The beautiful human jerks in surprise. Her pink lips part with a gasp as she teeters on the edge of the bed and starts to fall.
I always have this effect on her, my beautiful little klutz.
I’m across the room in a blur, moving with shifter speed in time to catch her in my arms. She fits perfectly. I shouldn’t hold her so close, but I can’t help it. It feels so right to hold her.
I’ve never been so close to her before. I’ve never allowed myself to touch her, even though I want her more than my next breath. Even though I dream about her every night. Spend most of my hours avoiding her and my obsessive thoughts about her.
“Doctor?” Her already pale skin leaches color, as if she’s seen a ghost, but the scent of caramel and cinnamon blooms brighter.
My bear sucks it in like a drug. He tries to send the fast-forward images again, but I refuse to let him break the barrier in my brain.
“Are you okay?” I set her back on the patient bed, loosening my hold on her reluctantly.
“Mhmm,” she mumbles, with her beautiful blue eyes fixed on the floor, and I’m reminded why I don’t get close to Maisy Bennett. She’s intimidated by me.
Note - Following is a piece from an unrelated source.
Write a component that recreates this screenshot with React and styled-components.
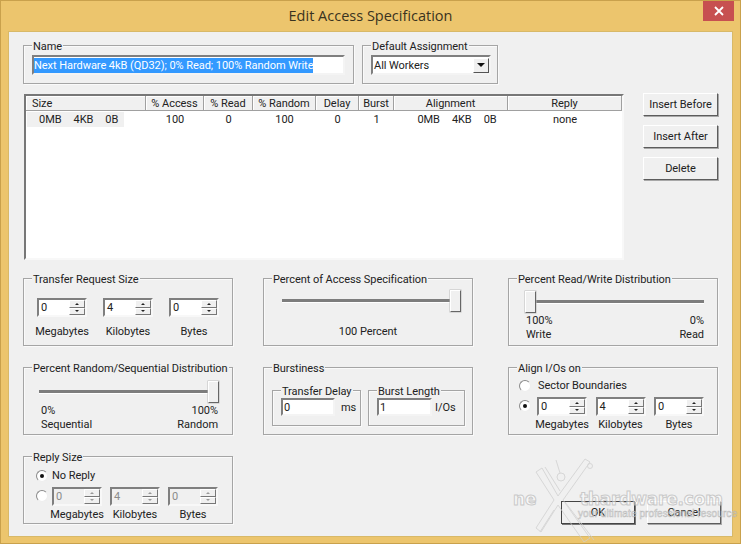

I step back, forcing the doctor in me to take over. My shifter senses note everything about her. Her color and temperature seem fine. Eyes are a bit dilated, but within normal range. Her pulse has sped up since I entered the room–I can hear it booming in my ear.
Her hand goes to her abdomen, and pain ripples across her face. I’m dying to pull her back into my arms and comfort her, but I force myself to act professional. I clear my throat. “What brings you in today?”
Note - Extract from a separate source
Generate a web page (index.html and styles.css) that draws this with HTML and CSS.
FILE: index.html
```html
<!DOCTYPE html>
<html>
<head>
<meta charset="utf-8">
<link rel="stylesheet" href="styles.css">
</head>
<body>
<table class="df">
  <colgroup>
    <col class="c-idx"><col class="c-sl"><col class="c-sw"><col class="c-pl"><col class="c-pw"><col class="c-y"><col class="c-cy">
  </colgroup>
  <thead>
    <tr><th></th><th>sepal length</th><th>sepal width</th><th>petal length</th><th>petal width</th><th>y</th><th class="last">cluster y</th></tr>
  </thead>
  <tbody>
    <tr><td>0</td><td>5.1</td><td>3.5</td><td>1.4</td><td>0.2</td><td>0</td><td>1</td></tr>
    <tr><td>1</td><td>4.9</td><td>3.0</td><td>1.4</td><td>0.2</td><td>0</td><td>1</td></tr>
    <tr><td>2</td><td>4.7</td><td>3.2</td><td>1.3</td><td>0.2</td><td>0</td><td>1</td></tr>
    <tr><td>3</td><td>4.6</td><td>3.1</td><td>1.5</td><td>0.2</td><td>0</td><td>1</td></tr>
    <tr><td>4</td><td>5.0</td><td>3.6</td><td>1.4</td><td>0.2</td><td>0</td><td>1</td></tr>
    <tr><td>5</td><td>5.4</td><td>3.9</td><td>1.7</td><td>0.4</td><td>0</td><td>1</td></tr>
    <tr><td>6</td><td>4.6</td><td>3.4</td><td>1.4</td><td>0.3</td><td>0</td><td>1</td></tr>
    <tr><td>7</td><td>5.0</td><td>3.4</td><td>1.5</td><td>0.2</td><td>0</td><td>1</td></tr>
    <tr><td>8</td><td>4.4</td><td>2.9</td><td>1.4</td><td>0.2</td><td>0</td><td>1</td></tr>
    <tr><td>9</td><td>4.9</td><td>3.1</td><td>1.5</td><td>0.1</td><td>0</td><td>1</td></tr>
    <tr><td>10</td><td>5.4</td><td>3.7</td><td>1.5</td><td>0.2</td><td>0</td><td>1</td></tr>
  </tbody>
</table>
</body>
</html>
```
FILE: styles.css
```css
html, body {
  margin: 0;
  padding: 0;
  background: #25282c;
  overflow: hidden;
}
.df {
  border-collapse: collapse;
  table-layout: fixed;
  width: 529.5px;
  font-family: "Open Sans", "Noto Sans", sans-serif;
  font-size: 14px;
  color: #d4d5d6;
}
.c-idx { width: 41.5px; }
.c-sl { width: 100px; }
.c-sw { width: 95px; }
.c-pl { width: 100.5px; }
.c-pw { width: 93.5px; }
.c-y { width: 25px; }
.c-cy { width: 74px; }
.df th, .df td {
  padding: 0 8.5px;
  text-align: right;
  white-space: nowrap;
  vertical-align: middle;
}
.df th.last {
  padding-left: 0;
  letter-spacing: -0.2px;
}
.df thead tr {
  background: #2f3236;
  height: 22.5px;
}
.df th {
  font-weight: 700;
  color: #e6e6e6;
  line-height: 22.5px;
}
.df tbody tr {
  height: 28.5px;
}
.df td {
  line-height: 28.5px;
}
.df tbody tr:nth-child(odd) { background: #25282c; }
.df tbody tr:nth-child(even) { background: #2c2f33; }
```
“Nothing.” She tugs down her shirt, which is a cute crop top sweater the exact color of her eyes. “I should go.” She starts to slide off the table.
“Sit down,” I order a bit too harshly for an ordinary patient. Her cheeks flush with color, but she immediately settles and puts her hands in her lap.
“Good girl.”
Whoops. Did I really say that out loud? What am I doing? I can’t talk to a patient this way.
Especially not this particular one. The mayor’s granddaughter. The girl I’ve been avoiding for so long–otherwise, I’d have her marked and bred with ten bear cubs by now.
But she reacts to the praise–sucking in a breath. Her scent–that incredible, delectable scent–grows stronger. My gums ache as my fangs descend. I turn away from her and grip the counter because the urge to pin her down and mark her is so overwhelming.
My bear roars with possessive triumph. He wants to touch her, hold her, protect her. My bear has a million dark and dirty things he wants to do to her.
I’ve got to get myself under control.
“I’m fine.” She sounds a little breathless. Her cheeks pinken, and her pupils are blown–a sure sign of arousal. If I didn’t know this from my medical training, I’d know it because I can smell all her secrets.
Does she like being called a good girl?
I want to make her my good girl. I want to carry her home, tie her to my bed, and feast between her legs. Train that intimidation right out of her and teach her she’s more than safe with me. I’ll take care of her every need. She’ll obey my every order…
Fuck. No. That can’t happen. I already know that can never happen.
Maisy is far too young. She’s in her early twenties, but I’m thirty-two and an authority figure in her life.
I have power over her, power that it’d be wrong to exploit.
She can’t even look me in the eye without falling over.
She definitely couldn’t handle me or my bear. I’m way too much for her.
So I go dom-lite, fixing her with an authoritative gaze and a raised brow. “Maisy, you’re in pain. You’re not going anywhere until I figure out what’s wrong.”
Maisy
There are six things you should know about me:
I have PCOS
I make a mean spiced pumpkin latte–with real pumpkin as the OG recipe calls for
I run a coffee shop with my grandmother, Daisy
Yes, I drink waaaaay too much caffeine
I’m an avid reader and someday want to expand the cafe to add a bookstore and brewery
But Dr. Hunk–aka Matthias Stark–makes my heart beat faster than a venti blonde roast with quadruple espresso shots
Right now, I sit on the patient table, staring at the floor. If I look at the good doctor, I will spontaneously combust. I’m already hot all over, just from getting whiffs of his sophisticated cologne.
Be cool, be cool… whatever you do, don’t drool!